━━━ INFORMATION SUPPLIED
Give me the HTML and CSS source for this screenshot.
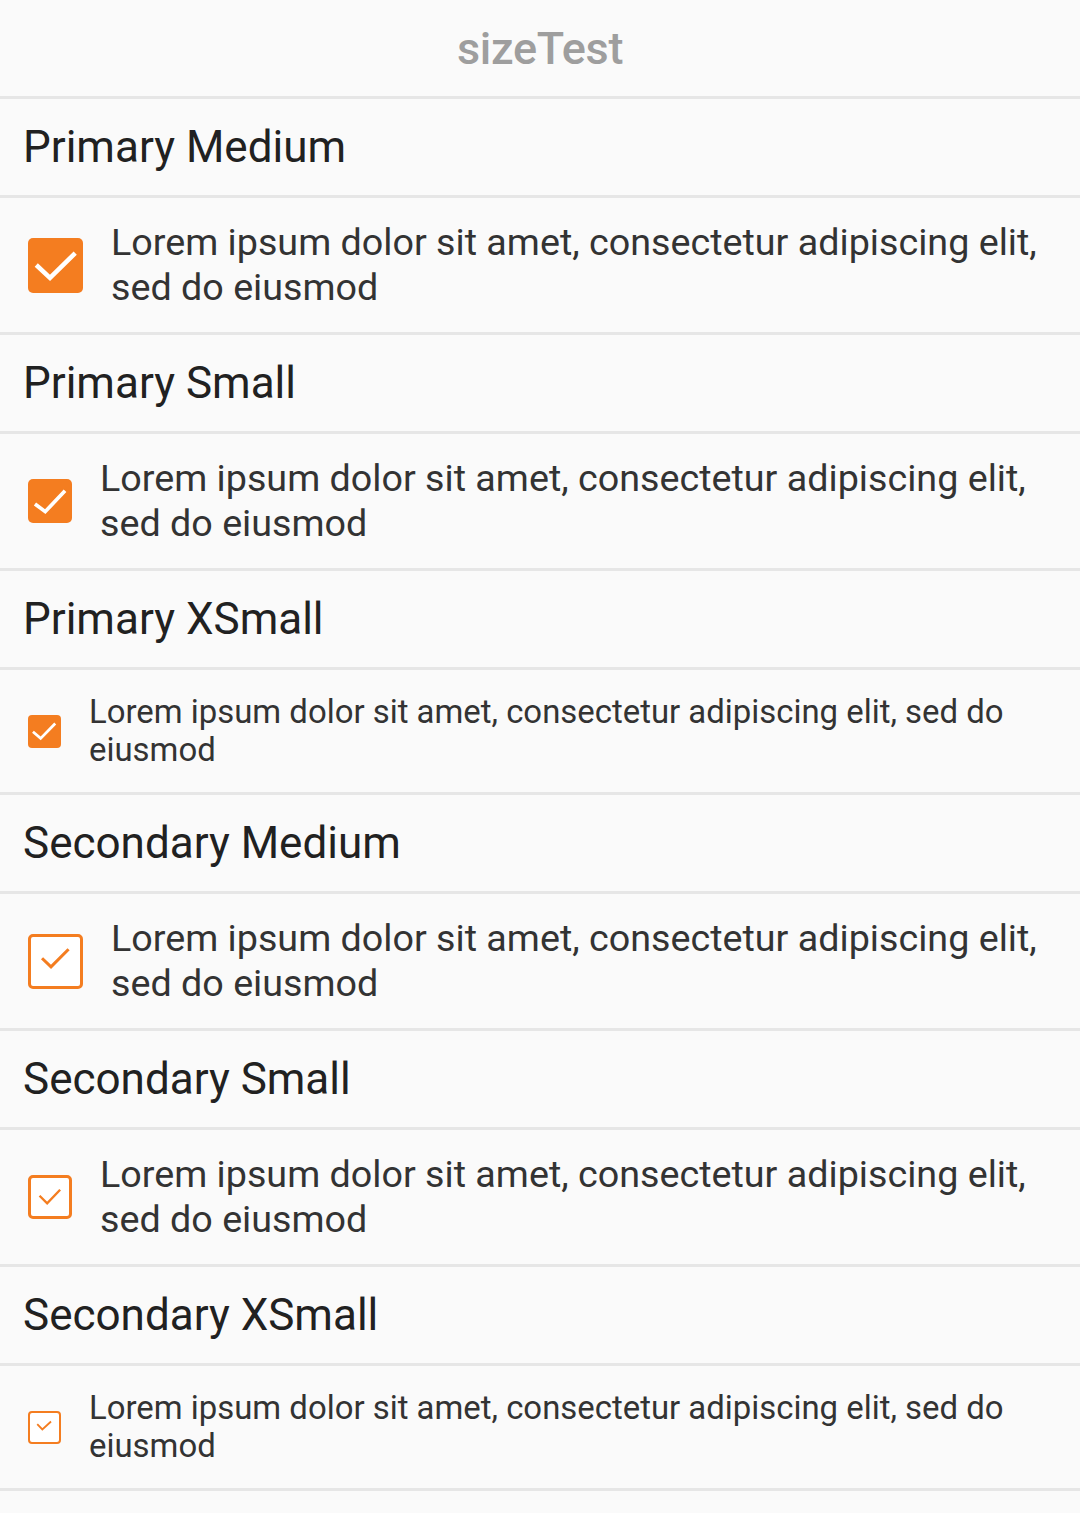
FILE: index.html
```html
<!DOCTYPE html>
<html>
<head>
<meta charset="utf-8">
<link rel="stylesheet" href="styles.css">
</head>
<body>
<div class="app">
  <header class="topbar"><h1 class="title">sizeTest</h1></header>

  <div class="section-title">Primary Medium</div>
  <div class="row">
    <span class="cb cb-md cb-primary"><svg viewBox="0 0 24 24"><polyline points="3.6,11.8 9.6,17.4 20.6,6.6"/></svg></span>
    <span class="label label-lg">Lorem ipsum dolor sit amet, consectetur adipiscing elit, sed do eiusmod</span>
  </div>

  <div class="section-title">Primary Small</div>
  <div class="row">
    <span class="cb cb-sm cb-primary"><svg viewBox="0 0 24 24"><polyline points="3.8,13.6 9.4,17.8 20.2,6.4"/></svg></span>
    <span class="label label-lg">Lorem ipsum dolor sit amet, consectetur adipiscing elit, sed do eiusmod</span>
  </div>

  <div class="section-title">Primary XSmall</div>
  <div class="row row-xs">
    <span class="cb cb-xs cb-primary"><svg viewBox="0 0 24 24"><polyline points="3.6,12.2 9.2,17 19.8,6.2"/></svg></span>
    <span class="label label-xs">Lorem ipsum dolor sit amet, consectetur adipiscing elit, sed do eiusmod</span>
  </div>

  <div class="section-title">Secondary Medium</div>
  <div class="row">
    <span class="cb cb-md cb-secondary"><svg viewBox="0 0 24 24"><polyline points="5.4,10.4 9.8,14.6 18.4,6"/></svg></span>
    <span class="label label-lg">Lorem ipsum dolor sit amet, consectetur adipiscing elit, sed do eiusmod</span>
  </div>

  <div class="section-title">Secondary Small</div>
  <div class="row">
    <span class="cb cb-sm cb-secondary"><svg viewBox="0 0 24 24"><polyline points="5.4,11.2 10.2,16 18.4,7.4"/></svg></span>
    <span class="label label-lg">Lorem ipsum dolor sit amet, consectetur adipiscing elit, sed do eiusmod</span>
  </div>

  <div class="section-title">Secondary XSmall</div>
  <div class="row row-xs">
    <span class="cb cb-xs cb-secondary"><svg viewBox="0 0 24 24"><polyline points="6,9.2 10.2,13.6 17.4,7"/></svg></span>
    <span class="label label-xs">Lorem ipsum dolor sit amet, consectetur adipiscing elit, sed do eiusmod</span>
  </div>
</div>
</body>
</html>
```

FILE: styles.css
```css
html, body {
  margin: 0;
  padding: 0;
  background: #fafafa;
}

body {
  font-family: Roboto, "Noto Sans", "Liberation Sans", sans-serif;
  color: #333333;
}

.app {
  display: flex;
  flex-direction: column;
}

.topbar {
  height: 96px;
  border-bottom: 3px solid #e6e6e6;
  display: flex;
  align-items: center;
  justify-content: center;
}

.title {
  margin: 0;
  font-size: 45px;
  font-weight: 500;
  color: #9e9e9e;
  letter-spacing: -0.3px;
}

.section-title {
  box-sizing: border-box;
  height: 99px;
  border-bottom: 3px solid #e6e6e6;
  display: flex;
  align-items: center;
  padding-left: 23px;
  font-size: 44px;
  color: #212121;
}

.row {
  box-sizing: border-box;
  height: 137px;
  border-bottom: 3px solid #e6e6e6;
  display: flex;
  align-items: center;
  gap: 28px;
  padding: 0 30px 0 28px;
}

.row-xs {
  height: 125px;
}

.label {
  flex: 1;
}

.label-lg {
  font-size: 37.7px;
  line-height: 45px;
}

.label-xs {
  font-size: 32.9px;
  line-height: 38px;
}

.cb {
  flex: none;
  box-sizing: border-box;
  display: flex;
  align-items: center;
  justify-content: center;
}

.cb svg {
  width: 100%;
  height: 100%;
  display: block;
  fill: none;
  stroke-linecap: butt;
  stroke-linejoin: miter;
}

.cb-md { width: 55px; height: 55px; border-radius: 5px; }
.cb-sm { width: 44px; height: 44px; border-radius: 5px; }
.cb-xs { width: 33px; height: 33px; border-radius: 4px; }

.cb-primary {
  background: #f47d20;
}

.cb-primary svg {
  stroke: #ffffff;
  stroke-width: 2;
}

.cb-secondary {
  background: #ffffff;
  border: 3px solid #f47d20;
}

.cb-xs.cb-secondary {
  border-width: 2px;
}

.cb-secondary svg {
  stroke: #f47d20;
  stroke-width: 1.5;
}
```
━━━━━━
• _TO DO_
Transcribe all the lines above exactly, apart from the pictures.

• _WRITTEN ANSWER_
Give me the HTML and CSS source for this screenshot.
FILE: index.html
```html
<!DOCTYPE html>
<html>
<head>
<meta charset="utf-8">
<link rel="stylesheet" href="styles.css">
</head>
<body>
<div class="app">
  <header class="topbar"><h1 class="title">sizeTest</h1></header>

  <div class="section-title">Primary Medium</div>
  <div class="row">
    <span class="cb cb-md cb-primary"><svg viewBox="0 0 24 24"><polyline points="3.6,11.8 9.6,17.4 20.6,6.6"/></svg></span>
    <span class="label label-lg">Lorem ipsum dolor sit amet, consectetur adipiscing elit, sed do eiusmod</span>
  </div>

  <div class="section-title">Primary Small</div>
  <div class="row">
    <span class="cb cb-sm cb-primary"><svg viewBox="0 0 24 24"><polyline points="3.8,13.6 9.4,17.8 20.2,6.4"/></svg></span>
    <span class="label label-lg">Lorem ipsum dolor sit amet, consectetur adipiscing elit, sed do eiusmod</span>
  </div>

  <div class="section-title">Primary XSmall</div>
  <div class="row row-xs">
    <span class="cb cb-xs cb-primary"><svg viewBox="0 0 24 24"><polyline points="3.6,12.2 9.2,17 19.8,6.2"/></svg></span>
    <span class="label label-xs">Lorem ipsum dolor sit amet, consectetur adipiscing elit, sed do eiusmod</span>
  </div>

  <div class="section-title">Secondary Medium</div>
  <div class="row">
    <span class="cb cb-md cb-secondary"><svg viewBox="0 0 24 24"><polyline points="5.4,10.4 9.8,14.6 18.4,6"/></svg></span>
    <span class="label label-lg">Lorem ipsum dolor sit amet, consectetur adipiscing elit, sed do eiusmod</span>
  </div>

  <div class="section-title">Secondary Small</div>
  <div class="row">
    <span class="cb cb-sm cb-secondary"><svg viewBox="0 0 24 24"><polyline points="5.4,11.2 10.2,16 18.4,7.4"/></svg></span>
    <span class="label label-lg">Lorem ipsum dolor sit amet, consectetur adipiscing elit, sed do eiusmod</span>
  </div>

  <div class="section-title">Secondary XSmall</div>
  <div class="row row-xs">
    <span class="cb cb-xs cb-secondary"><svg viewBox="0 0 24 24"><polyline points="6,9.2 10.2,13.6 17.4,7"/></svg></span>
    <span class="label label-xs">Lorem ipsum dolor sit amet, consectetur adipiscing elit, sed do eiusmod</span>
  </div>
</div>
</body>
</html>
```

FILE: styles.css
```css
html, body {
  margin: 0;
  padding: 0;
  background: #fafafa;
}

body {
  font-family: Roboto, "Noto Sans", "Liberation Sans", sans-serif;
  color: #333333;
}

.app {
  display: flex;
  flex-direction: column;
}

.topbar {
  height: 96px;
  border-bottom: 3px solid #e6e6e6;
  display: flex;
  align-items: center;
  justify-content: center;
}

.title {
  margin: 0;
  font-size: 45px;
  font-weight: 500;
  color: #9e9e9e;
  letter-spacing: -0.3px;
}

.section-title {
  box-sizing: border-box;
  height: 99px;
  border-bottom: 3px solid #e6e6e6;
  display: flex;
  align-items: center;
  padding-left: 23px;
  font-size: 44px;
  color: #212121;
}

.row {
  box-sizing: border-box;
  height: 137px;
  border-bottom: 3px solid #e6e6e6;
  display: flex;
  align-items: center;
  gap: 28px;
  padding: 0 30px 0 28px;
}

.row-xs {
  height: 125px;
}

.label {
  flex: 1;
}

.label-lg {
  font-size: 37.7px;
  line-height: 45px;
}

.label-xs {
  font-size: 32.9px;
  line-height: 38px;
}

.cb {
  flex: none;
  box-sizing: border-box;
  display: flex;
  align-items: center;
  justify-content: center;
}

.cb svg {
  width: 100%;
  height: 100%;
  display: block;
  fill: none;
  stroke-linecap: butt;
  stroke-linejoin: miter;
}

.cb-md { width: 55px; height: 55px; border-radius: 5px; }
.cb-sm { width: 44px; height: 44px; border-radius: 5px; }
.cb-xs { width: 33px; height: 33px; border-radius: 4px; }

.cb-primary {
  background: #f47d20;
}

.cb-primary svg {
  stroke: #ffffff;
  stroke-width: 2;
}

.cb-secondary {
  background: #ffffff;
  border: 3px solid #f47d20;
}

.cb-xs.cb-secondary {
  border-width: 2px;
}

.cb-secondary svg {
  stroke: #f47d20;
  stroke-width: 1.5;
}
```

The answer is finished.